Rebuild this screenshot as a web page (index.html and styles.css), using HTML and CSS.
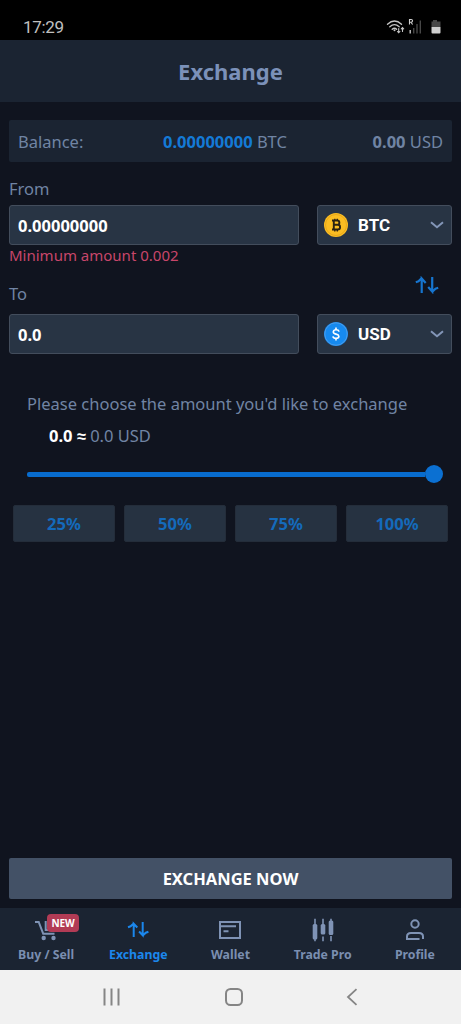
FILE: index.html
```html
<!DOCTYPE html>
<html lang="en">
<head>
<meta charset="utf-8">
<meta name="viewport" content="width=device-width, initial-scale=1">
<title>Exchange</title>
<link rel="stylesheet" href="styles.css">
</head>
<body>
<div class="status">
  <span class="time">17:29</span>
  <svg class="status-icons" width="56" height="18" viewBox="0 0 56 18" fill="none">
    <g stroke="#c6c6c6" stroke-width="1.3" stroke-linecap="round">
      <path d="M1.5 6.2Q8.5 -.2 15.500 6.200M3.800 8.800Q8.500 4.500 13.200 8.800M6.200 11.200Q8.500 9.200 10.600 11.200"/>
      <path d="M12.700 10.500v4M11.500 13.500l1.200 1.300 1.200-1.300M16.500 13.500v-3.800M15.300 10.800l1.200-1.300 1.200 1.300" stroke-width="1.100"/>
    </g>
    <circle cx="8.500" cy="12.300" r="1" fill="#c6c6c6"/>
    <path d="M23.500 6.500v-5h1.700a1.300 1.300 0 0 1 0 2.700h-1.700M25 4.200l1.600 2.300" stroke="#d0d0d0" stroke-width="1.100"/>
    <path d="M24.200 12v3.500" stroke="#c6c6c6" stroke-width="1.400"/>
    <path d="M27.700 10v5.500M31 6v9.500M34.300 2.500v13" stroke="#474747" stroke-width="1.400"/>
    <path d="M47 2h4v1.500h3.500V9h-9V3.500H47z" fill="#474747"/>
    <path d="M45.500 9h9v5.500q0 1-1 1h-7q-1 0-1-1z" fill="#cecece"/>
  </svg>
</div>
<header class="header"><h1>Exchange</h1></header>
<main class="main">
  <section class="balance">
    <span class="bal-label">Balance:</span>
    <span class="bal-crypto"><b>0.00000000</b> BTC</span>
    <span class="bal-fiat"><b>0.00</b> USD</span>
  </section>

  <label class="label label-from">From</label>
  <div class="row">
    <div class="field">0.00000000</div>
    <div class="select">
      <svg class="coin" width="26" height="26" viewBox="0 0 26 26" fill="none">
        <circle cx="13" cy="13" r="12" fill="#fbbd22"/>
        <circle cx="13" cy="13" r="10.500" stroke="#e9a91a" stroke-width="1"/>
        <path d="M9 8.500h5.200a2.100 2.100 0 0 1 0 4.300h-3.400M9 17.500h5.700a2.350 2.350 0 0 0 0-4.700M10.800 8.500v9" stroke="#2a2112" stroke-width="1.900"/>
        <path d="M11.800 6.700v2M14.300 6.700v2M11.800 17.500v2M14.300 17.500v2" stroke="#2a2112" stroke-width="1.300"/>
      </svg>
      <span class="code">BTC</span>
      <svg class="chevron" width="14" height="8" viewBox="0 0 14 8" fill="none"><path d="M1 1.200l6 5 6-5" stroke="#8396b8" stroke-width="2"/></svg>
    </div>
  </div>
  <p class="error">Minimum amount 0.002</p>

  <div class="to-row">
    <label class="label">To</label>
    <svg class="swap" width="24" height="18" viewBox="0 0 24 18" fill="none" stroke="#1675cf" stroke-width="2.200"><path d="M6.700 17V2.500L10.700 7M.8 6.200L3.500 5.300 6.300 2.500M17.200 1v14.500L13.200 11M23.200 11.800l-2.700.9-2.900 2.800"/></svg>
  </div>
  <div class="row">
    <div class="field">0.0</div>
    <div class="select">
      <svg class="coin" width="26" height="26" viewBox="0 0 26 26" fill="none">
        <circle cx="13" cy="13" r="12" fill="#168af0"/>
        <circle cx="13" cy="13" r="11.200" stroke="#4b9ce9" stroke-width="1"/>
        <path d="M16.100 10.600Q15.600 8.800 13.100 8.800T10.300 10.900Q10.300 12.500 13 13.100T15.900 15.300Q15.700 17.300 13 17.300T9.900 15.300M13 6.500v2.500M13 17v2.500" stroke="#fff" stroke-width="1.600"/>
      </svg>
      <span class="code">USD</span>
      <svg class="chevron" width="14" height="8" viewBox="0 0 14 8" fill="none"><path d="M1 1.200l6 5 6-5" stroke="#8396b8" stroke-width="2"/></svg>
    </div>
  </div>

  <section class="choose">
    <p class="prompt">Please choose the amount you'd like to exchange</p>
    <p class="amount"><b>0.0 ≈</b> 0.0 USD</p>
    <div class="slider"><div class="track"></div><div class="thumb"></div></div>
  </section>
  <div class="percents">
    <button>25%</button><button>50%</button><button>75%</button><button>100%</button>
  </div>
  <button class="submit"><span>EXCHANGE NOW</span></button>
</main>

<nav class="tabs">
  <a class="tab">
    <span class="icon-wrap">
      <svg width="24" height="24" viewBox="0 0 24 24" fill="none"><path d="M1 4h3.700l4.500 11.700H20.500M11.700 3v9H21" stroke="#7f93b5" stroke-width="2"/><circle cx="9.700" cy="20" r="2.200" fill="#7f93b5"/><circle cx="19.500" cy="20" r="2.200" fill="#7f93b5"/></svg>
      <span class="badge">NEW</span>
    </span>
    <span class="name n-buy">Buy / Sell</span>
  </a>
  <a class="tab active">
    <svg width="24" height="24" viewBox="0 0 24 24" fill="none" stroke="#1b87ec" stroke-width="2"><path d="M7.700 19V5.700L11.300 9.500M2 9.200l2.600-.9 2.800-2.600M16.700 4v13.300L13.100 13.500M22.400 13.800l-2.600.9-2.800 2.600"/></svg>
    <span class="name n-exchange">Exchange</span>
  </a>
  <a class="tab">
    <svg width="24" height="24" viewBox="0 0 24 24" fill="none" stroke="#7f93b5" stroke-width="2"><path d="M2 4h20v16H2zM2 8.300h16M5.500 13.300h5"/></svg>
    <span class="name n-wallet">Wallet</span>
  </a>
  <a class="tab">
    <svg width="24" height="24" viewBox="0 0 24 24" fill="#7f93b5"><path d="M3.200.7h1.600V7H3.200zM3.200 20h1.600v3.300H3.200zM11.200.7h1.600V7h-1.600zM11.200 18.500h1.600v4.800h-1.600zM19.200.7h1.600V4h-1.600zM19.200 18h1.600v5.300h-1.600z"/><rect x="1.700" y="6" width="4.600" height="15.500" rx="1.500"/><rect x="9.700" y="6" width="4.600" height="10.500" rx="1.500"/><rect x="17.700" y="2.500" width="4.600" height="14.500" rx="1.500"/></svg>
    <span class="name n-trade">Trade Pro</span>
  </a>
  <a class="tab">
    <svg width="24" height="24" viewBox="0 0 24 24" fill="none" stroke="#7f93b5" stroke-width="2"><circle cx="12" cy="6" r="3.700"/><path d="M4 21v-2.500q0-3.500 4-3.500h8q4 0 4 3.500V21M3 21h13.500"/></svg>
    <span class="name n-profile">Profile</span>
  </a>
</nav>
<div class="sysnav">
  <svg width="18" height="18" viewBox="0 0 18 18" stroke="#858585" stroke-width="2"><path d="M1.500 .5v17M8.500 .5v17M15.500 .5v17"/></svg>
  <svg width="20" height="20" viewBox="0 0 20 20" fill="none" stroke="#858585" stroke-width="2"><rect x="2" y="2" width="16" height="16" rx="4.500"/></svg>
  <svg width="12" height="18" viewBox="0 0 12 18" fill="none" stroke="#858585" stroke-width="1.800"><path d="M10.500 1.200L2 9l8.500 7.800"/></svg>
</div>
</body>
</html>
```

FILE: styles.css
```css
* { box-sizing: border-box; }
body {
  margin: 0;
  height: 1024px;
  display: flex;
  flex-direction: column;
  background: #10141f;
  color: #7084a4;
  font-family: "Noto Sans", sans-serif;
  font-size: 16.5px;
  overflow: hidden;
}
p, h1 { margin: 0; }
button { font-family: inherit; border: 0; padding: 0; }
svg { display: block; flex: none; }

.status {
  height: 40px;
  background: #000;
  display: flex;
  justify-content: space-between;
  align-items: flex-start;
  padding: 18px 19px 0 23px;
}
.time { font: 17px/18px Roboto, sans-serif; color: #c0c0c0; letter-spacing: -.3px; }
.header {
  height: 62px;
  background: #1b2432;
  display: flex;
  align-items: center;
  justify-content: center;
}
.header h1 { font-size: 22px; line-height: 30px; color: #7b91b9; }

.main { flex: 1; display: flex; flex-direction: column; padding: 18px 9px 9px; }
.balance {
  height: 42px;
  flex: none;
  background: #1b2432;
  border-radius: 2px;
  display: flex;
  align-items: center;
  padding: 0 9px;
}
.bal-label { width: 145px; }
.bal-crypto { flex: 1; }
.bal-crypto b { color: #147ad6; }
.label { line-height: 24px; }
.label-from { margin: 15px 0 4px; }
.row { display: flex; gap: 18px; height: 40px; flex: none; }
.field, .select {
  background: #283444;
  border: 1px solid #434d5c;
  border-radius: 3px;
  display: flex;
  align-items: center;
  color: #fff;
}
.field { width: 290px; padding-left: 8px; font-weight: 700; }
.select { width: 135px; padding: 0 7px 0 5px; }
.code { flex: 1; margin-left: 9px; font: 700 17px/20px Roboto, sans-serif; }
.error { color: #c8466a; font-size: 15px; line-height: 21px; }
.to-row {
  height: 48px;
  display: flex;
  justify-content: space-between;
  padding: 16px 13px 0 0;
}
.swap { margin-top: -6px; }
.choose { padding: 38px 9px 0 18px; }
.prompt { line-height: 24px; white-space: nowrap; }
.amount { line-height: 24px; margin: 8px 0 0 22px; }
.amount b { color: #fff; }
.slider { display: flex; align-items: center; height: 20px; margin-top: 16px; }
.track { flex: 1; height: 5px; border-radius: 2px 0 0 2px; background: #086cce; }
.thumb { width: 18px; height: 18px; border-radius: 50%; background: #0b70d2; }
.percents {
  display: grid;
  grid-template-columns: repeat(4, 1fr);
  gap: 9px;
  margin: 21px 4px 0;
}
.percents button {
  height: 37px;
  border: 1px solid #242d3a;
  border-radius: 2px;
  background: #263241;
  color: #146abb;
  font-size: 16.5px;
  font-weight: 700;
}
.submit {
  height: 41px;
  margin-top: auto;
  border-radius: 2px;
  background: #435166;
  color: #fff;
  font-size: 16.5px;
  font-weight: 700;
}

.tabs {
  height: 62px;
  flex: none;
  background: #1b2432;
  display: grid;
  grid-template-columns: repeat(5, 1fr);
}
.tab {
  display: flex;
  flex-direction: column;
  align-items: center;
  padding-top: 10px;
  color: #7a8eb0;
}
.active { color: #1b87ec; }
.icon-wrap { position: relative; }
.badge {
  position: absolute;
  left: 13px;
  top: -4px;
  width: 32px;
  height: 18px;
  border-radius: 4px;
  background: #b23b55;
  color: #fff;
  font-size: 10px;
  font-weight: 700;
  line-height: 18px;
  text-align: center;
}
.name { font-size: 12.3px; font-weight: 700; line-height: 18px; margin-top: 4px; white-space: nowrap; }
.sysnav {
  height: 54px;
  flex: none;
  background: #f1f1f1;
  display: flex;
  align-items: center;
  justify-content: space-between;
  padding: 0 103px;
}
```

※ ※ ※

▶ [GIVEN REQUEST]: Pull out each line holding the string "styles".

▶ [ANSWER TO THE TASK]:
Rebuild this screenshot as a web page (index.html and styles.css), using HTML and CSS.
<link rel="stylesheet" href="styles.css">
FILE: styles.css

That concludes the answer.